Timmermans, who runs as the lead candidate of the socialists in next year’s European elections, also had a poke at the centre-right, whose lead candidate, Manfred Weber, often refers to Europe’s ‘Christian heritage’.

“Those who appeal all the time to ‘Christian’ values, should understand that part of the Christian values that we forever distance ourselves from anti-semitism,” Timmermans said.

“There is no Europe, if Jews don’t feel safe in Europe,” the Dutch politician added.

Warning for Orban

Asked about Hungarian government’s stance on anti-semitism, Timmermans had a warning for Hungary’s prime minister, Viktor Orban – a hardline anti-migration politician who likes to portray himself as the defender of Christian Europe.

“Since prime minister Orban is so vocal in he wants to combat anti-semitism, and preserve our, as he calls it, Judeo-Christian heritage, I would call upon him to avoid dog-whistle words, to avoid any form of campaigning that could be seen as implicitly anti-semitic,” he said referring to a massive campaign by the Hungarian government accusing, without evidence, US billionaire George Soros, who is Jewish, of wanting to transport a million migrants into Europe.

While the Hungarian government said it had zero tolerance towards anti-semitism, the billboard campaign prompted anti-semitic comments.

“If that is the impression he [Orban] wants to avoid, he should be clearer how he operates, because clearly some of the campaigns he is been doing have led to anti-semitic responses in the Hungarian society,” Timmermans said.

“The campaign against George Soros, although the Hungarian authorities deny that there is any element of anti-semitism in it, the reactions to it by members of the Hungarian public are clearly, strongly anti-semitic,” he added.

Timmermans said his comments were not finger-pointing, but that he wants to highlight that there is a greater responsibility on public authorities in the face of the rise of anti-semitism.

“If identity politics is what is driving your politics, then sooner or later there will be references to minorities, and the first minority to be hit by that will always be Jewish minority,” he said.

Last week Orban refused to condemn a magazine run by one of his allies that featured a cover that has been widely considered anti-semitic.

It featured the president of the Federation of Hungarian Jewish Communities with banknotes floating around him, accompanying an article that accused him of financial irregularities.

After the World Jewish Congress president Ronald Lauder called on Orban to condemn the cover, the PM responded in a letter in which he said he was surprised at what he called Lauder’s request to limit freedom of expression and freedom of the press.

Israel criticism

The publishing of the survey’s result comes as the EU last week adopted a definition of anti-semitism that critics say could stifle criticism of the policies of the Israeli government.

Timmermans acknowledged that a new form of anti-semitism hides behind anti-zionism, criticism of Israel.
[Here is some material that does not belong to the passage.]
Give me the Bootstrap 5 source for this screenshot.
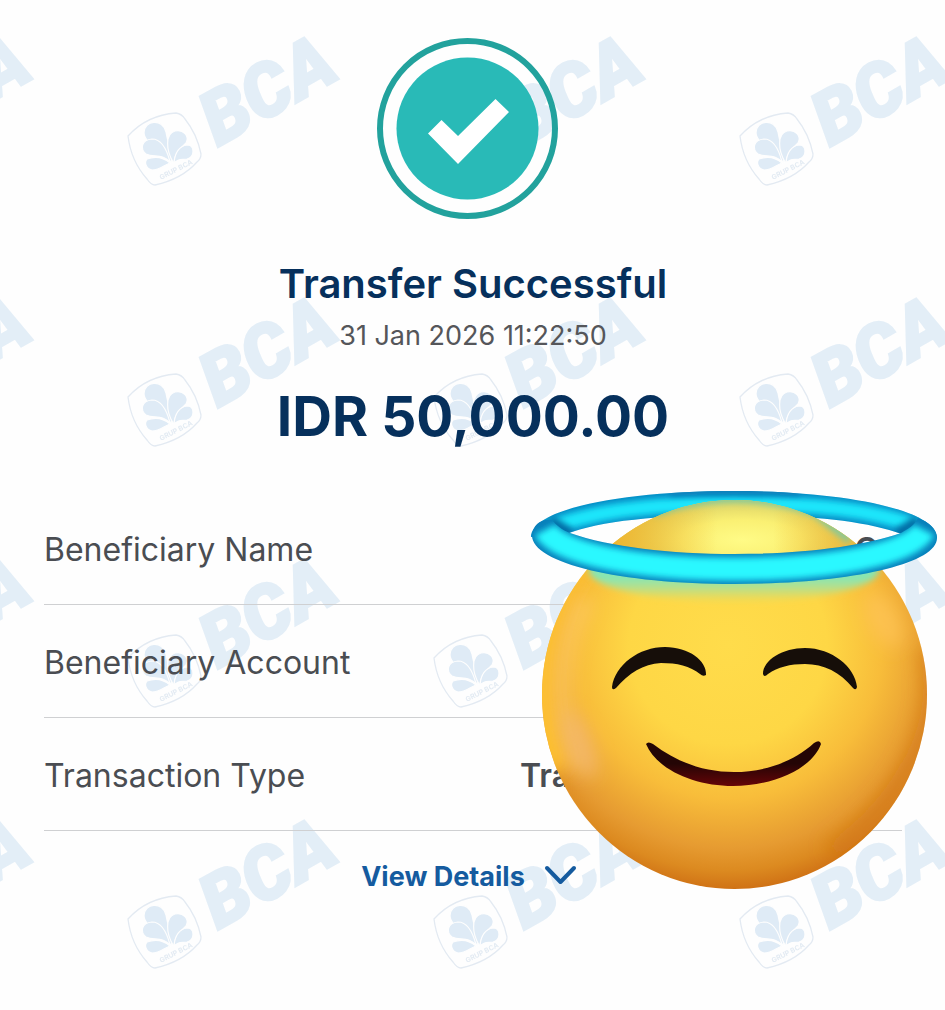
<!DOCTYPE html>
<html lang="en">
<head>
<meta charset="utf-8">
<meta name="viewport" content="width=device-width, initial-scale=1">
<title>Transfer Successful</title>
<link href="https://cdn.jsdelivr.net/npm/bootstrap@5.3.0/dist/css/bootstrap.min.css" rel="stylesheet">
<style>
  body { font-family: Inter, "Liberation Sans", sans-serif; background: #fefefe; color: #4a4d52; }
  .receipt { min-height: 100vh; padding: 38px 43px 40px 44px; }
  .watermark { z-index: 0; }
  .receipt-body { z-index: 1; }
  .navy { color: #06305c; }
  .title { font-size: 40px; line-height: 48px; margin-top: 41px; font-weight: 600; }
  .stamp { font-size: 27px; line-height: 36px; margin-top: 10px; color: #55565a; }
  .amount { font-size: 55px; line-height: 64px; margin-top: 30px; font-weight: 700; }
  .details { margin-top: 44px; font-size: 32px; line-height: 36px; }
  .detail-row { padding: 40px 0 36px; border-bottom: 1px solid #cfd0d2; min-height: 113px; }
  .detail-row dt { font-weight: 400; }
  .detail-row dd { font-weight: 600; }
  .value-start { width: 382px; }
  .value-end { padding-right: 24px; }
  .more { font-size: 27px; line-height: 40px; margin-top: 26px; font-weight: 700; color: #155b9f; }
  .sticker { right: -43px; top: -7px; }
</style>
</head>
<body>
<main class="receipt position-relative overflow-hidden">
  <svg class="watermark position-absolute top-0 start-0 w-100 h-100" aria-hidden="true">
    <defs>
      <pattern id="brand" width="306" height="261" patternUnits="userSpaceOnUse" x="103" y="0">
        <g transform="translate(24 35)">
          <text transform="translate(91 112) rotate(-29.500)" font-family="Roboto, sans-serif" font-weight="900" font-style="italic" font-size="74" fill="#e3eef7" stroke="#e3eef7" stroke-width="2.500">BCA</text>
          <path d="M1 101Q20 80 49 78Q55 79 58 84Q70 99 74 119Q74 124 70 127Q55 144 28 150Q24 150 20 144Q4 126 1 101Z" fill="none" stroke="#e3eaf2" stroke-width="1.3"/>
          <g fill="#dfebf6" stroke="#fefefe" stroke-width="1.200">
            <path d="M44 128C41 117 18 111 17 98C17 85 36 83 39 97C41 107 43 115 45 128Z"/>
            <path d="M46 127C39 115 38 99 48 96C56 94 63 101 59 108C53 114 48 118 47 127Z"/>
            <path d="M43 127C35 118 27 123 19 119C13 114 14 105 25 104C35 104 40 115 43 127Z"/>
            <path d="M43 128C37 130 33 135 25 135C19 134 17 127 20 124C28 121 36 122 43 128Z"/>
            <path d="M47 128C48 117 53 111 60 110C68 110 68 122 60 124C55 125 52 123 47 128Z"/>
          </g>
          <text transform="translate(34 145) rotate(-27)" font-family="Inter, sans-serif" font-weight="700" font-size="7" fill="#e3ebf3">GRUP BCA</text>
        </g>
      </pattern>
    </defs>
    <rect width="100%" height="100%" fill="url(#brand)"/>
  </svg>

  <div class="receipt-body position-relative">
    <header class="text-center">
      <svg class="d-block mx-auto" width="193" height="181" viewBox="0 0 193 181" role="img" aria-label="Success">
        <circle cx="90.500" cy="90.500" r="87.500" fill="none" stroke="#22a29d" stroke-width="6"/>
        <circle cx="90.500" cy="90.500" r="71" fill="#29bab7"/>
        <path d="M51 95.500L64.500 82L81 98L118.500 61L132 74L81 126Z" fill="#fff"/>
      </svg>
      <h1 class="title navy mb-0">Transfer Successful</h1>
      <p class="stamp mb-0">31 Jan 2026 11:22:50</p>
      <p class="amount navy mb-0">IDR 50,000.00</p>
    </header>

    <section class="details position-relative">
      <dl class="mb-0">
        <div class="detail-row d-flex justify-content-between">
          <dt>Beneficiary Name</dt><dd class="value-end mb-0">C</dd>
        </div>
        <div class="detail-row d-flex justify-content-between">
          <dt>Beneficiary Account</dt>
        </div>
        <div class="detail-row d-flex justify-content-between">
          <dt>Transaction Type</dt><dd class="value-start mb-0">Tra</dd>
        </div>
      </dl>

      <svg class="sticker position-absolute" width="420" height="410" viewBox="525 485 420 410" role="img" aria-label="Smiling face with halo">
        <defs>
          <radialGradient id="skin" gradientUnits="userSpaceOnUse" cx="728" cy="645" r="248">
            <stop offset="0" stop-color="#ffdc4b"/><stop offset=".4" stop-color="#fed745"/>
            <stop offset=".62" stop-color="#f8bd3a"/><stop offset=".82" stop-color="#e69b31"/><stop offset=".91" stop-color="#dc8a20"/><stop offset="1" stop-color="#cd6d13"/>
          </radialGradient>
          <linearGradient id="tint" gradientUnits="userSpaceOnUse" x1="0" y1="578" x2="0" y2="608">
            <stop offset="0" stop-color="#86e6b4"/><stop offset=".4" stop-color="#b8e08b" stop-opacity=".85"/><stop offset="1" stop-color="#ffd640" stop-opacity="0"/>
          </linearGradient>
          <radialGradient id="crown" gradientUnits="userSpaceOnUse" cx="0" cy="0" r="1" gradientTransform="translate(742 540) scale(135 44)">
            <stop offset="0" stop-color="#fffb86"/><stop offset=".45" stop-color="#faf073"/><stop offset=".8" stop-color="#e2d868"/><stop offset="1" stop-color="#d9c65a"/>
          </radialGradient>
          <linearGradient id="crownSide" gradientUnits="userSpaceOnUse" x1="610" y1="0" x2="865" y2="0">
            <stop offset="0" stop-color="#f0b62f"/><stop offset=".42" stop-color="#f0b62f" stop-opacity="0"/><stop offset=".64" stop-color="#f0b62f" stop-opacity="0"/><stop offset="1" stop-color="#efb63a"/>
          </linearGradient>
          <linearGradient id="mouth" x1="0" y1="0" x2="0" y2="1"><stop offset=".5" stop-color="#240505"/><stop offset="1" stop-color="#650507"/></linearGradient>
          <filter id="soft3" filterUnits="userSpaceOnUse" x="500" y="460" width="470" height="460"><feGaussianBlur stdDeviation="3"/></filter>
          <filter id="soft10" filterUnits="userSpaceOnUse" x="500" y="460" width="470" height="460"><feGaussianBlur stdDeviation="9"/></filter>
          <clipPath id="face"><ellipse cx="734.500" cy="694.500" rx="192.500" ry="194.500"/></clipPath>
          <path id="backShape" d="M531 537C531 509 622 491 734 491S937 510 937 538L902 534C865 521 810 515 734 515S600 521 566 534Z"/>
          <path id="frontShape" d="M532 535C533 525 541 518 552 520C556 525 562 530 570 533C610 547 670 554 734 554C800 554 860 547 901 533C909 528 914 526 918 518C929 522 937 529 937 538C937 565 845 584 734 584C620 584 531 563 532 535Z"/>
          <clipPath id="backClip"><use href="#backShape"/></clipPath>
          <clipPath id="frontClip"><use href="#frontShape"/></clipPath>
        </defs>
        <use href="#backShape" fill="#068ac4"/>
        <g clip-path="url(#backClip)">
          <path filter="url(#soft3)" d="M545 530C585 513 640 504 734 504S885 512 924 530" fill="none" stroke="#1fe6fb" stroke-width="15"/>
          <path filter="url(#soft3)" d="M550 520L571 534M918 520L897 534" stroke="#0667a2" stroke-width="10"/>
          <path filter="url(#soft3)" d="M670 491Q734 489 800 491" fill="none" stroke="#087fba" stroke-width="9"/>
        </g>

        <g clip-path="url(#face)">
          <rect x="540" y="498" width="390" height="394" fill="url(#skin)"/>
          <path d="M586 550C536 610 530 700 558 770" fill="none" stroke="#ffc22f" stroke-width="26" filter="url(#soft10)"/>
          <path d="M586 600C556 650 554 715 582 770" fill="none" stroke="#ffcf7b" stroke-opacity=".6" stroke-width="14" filter="url(#soft10)"/>
          <ellipse cx="581" cy="745" rx="11" ry="36" transform="rotate(-20 581 745)" fill="#f3b878" fill-opacity=".7" filter="url(#soft10)"/>
          <ellipse cx="884" cy="620" rx="15" ry="30" transform="rotate(-28 884 620)" fill="#ffc558" fill-opacity=".7" filter="url(#soft10)"/>
          <path d="M926 650C944 720 905 800 830 852" fill="none" stroke="#cf7011" stroke-opacity=".6" stroke-width="16" filter="url(#soft10)"/>
          <ellipse cx="734" cy="570" rx="145" ry="32" fill="url(#tint)" filter="url(#soft3)"/>
          <rect x="540" y="498" width="390" height="68" fill="url(#crown)"/>
          <rect x="540" y="498" width="390" height="68" fill="url(#crownSide)"/>
          <path d="M655 512Q734 484 815 512L850 540" fill="none" stroke="#6bcbae" stroke-opacity=".8" stroke-width="9" filter="url(#soft3)"/>
        </g>

        <use href="#frontShape" fill="#087fba"/>
        <g clip-path="url(#frontClip)">
          <path filter="url(#soft3)" d="M545 530C558 554 640 569 734 569S911 555 924 530" fill="none" stroke="#2cf8ff" stroke-width="23"/>
        </g>

        <g fill="#160e09">
          <path d="M612 687C615 665 639 647 665 647C689 647 707 661 706 675Q703 677 700 674C690 666 677 663 661 663C643 664 629 673 616 688Q612 691 612 687Z"/>
          <path d="M763 674C763 660 783 648 805 648C832 648 855 667 857 687Q856 691 853 688C840 672 824 664 805 664C790 664 778 667 768 674Q764 678 763 674Z"/>
        </g>
        <path d="M646 744Q648 741 653 744C678 763 705 772 734 772C763 772 792 763 814 743Q820 739 821 744C812 769 773 786 733 786C695 786 657 770 646 744Z" fill="url(#mouth)"/>
      </svg>
    </section>

    <div class="text-center">
      <button type="button" class="more btn border-0 p-0 d-inline-flex align-items-center gap-3">
        <span>View Details</span>
        <svg width="44" height="24" viewBox="0 0 44 24" fill="none" stroke="#155b9f" stroke-width="4" stroke-linecap="round" stroke-linejoin="round" aria-hidden="true"><path d="M6 3L19.500 17L33 3"/></svg>
      </button>
    </div>
  </div>
</main>
<script src="https://cdn.jsdelivr.net/npm/bootstrap@5.3.0/dist/js/bootstrap.bundle.min.js"></script>
</body>
</html>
But he said that does not mean that criticism of the actions of the Israeli government is illegitimate.

“Everybody has full right to criticise actions of the Israeli government that are incompatible with the values we stand for, with the position with the international community, that there should be a two-state solution, that [Israeli] settlements [on Palestinian territories] are illegal,” he said.

He also warned that other minorities should also be concerned by anti-semitism, saying if one minority is attacked, others will be attacked eventually too.

“Once the idea that you can target a minority is part of politics, all minorities are at risk,” he said, adding: “To mobilise the Jewish community against Muslim community, and vice-versa, runs counter to our principles and create problems for both communities.”

The survey showed that 72 percent of Jews are concerned about increasing intolerance towards Muslims in Europe.

However, in some 30 percent of the cases, respondents said the perpetrator of the most serious incident of anti-semitic harassment in the past five years was someone with Muslim extremist views.

The EU commission has attempted to address the issue in the past by appointing a coordinator on combating anti-semitism in 2016, and establishing in the same year an EU High-Level Group on combating racism, xenophobia and other forms of intolerance, and making large tech companies adheres to a code of conduct to counter illegal hate speech online.

(OBS) Está a União Europeia a caminhar para o fim? – João Marques de Almeida

(OBS) Um ponto surge evidente: a salvação da União Europeia exige realismo político e o abandono da ideologia europeísta que impede muitas das elites políticas da UE de entenderem os desafios que enfrentam.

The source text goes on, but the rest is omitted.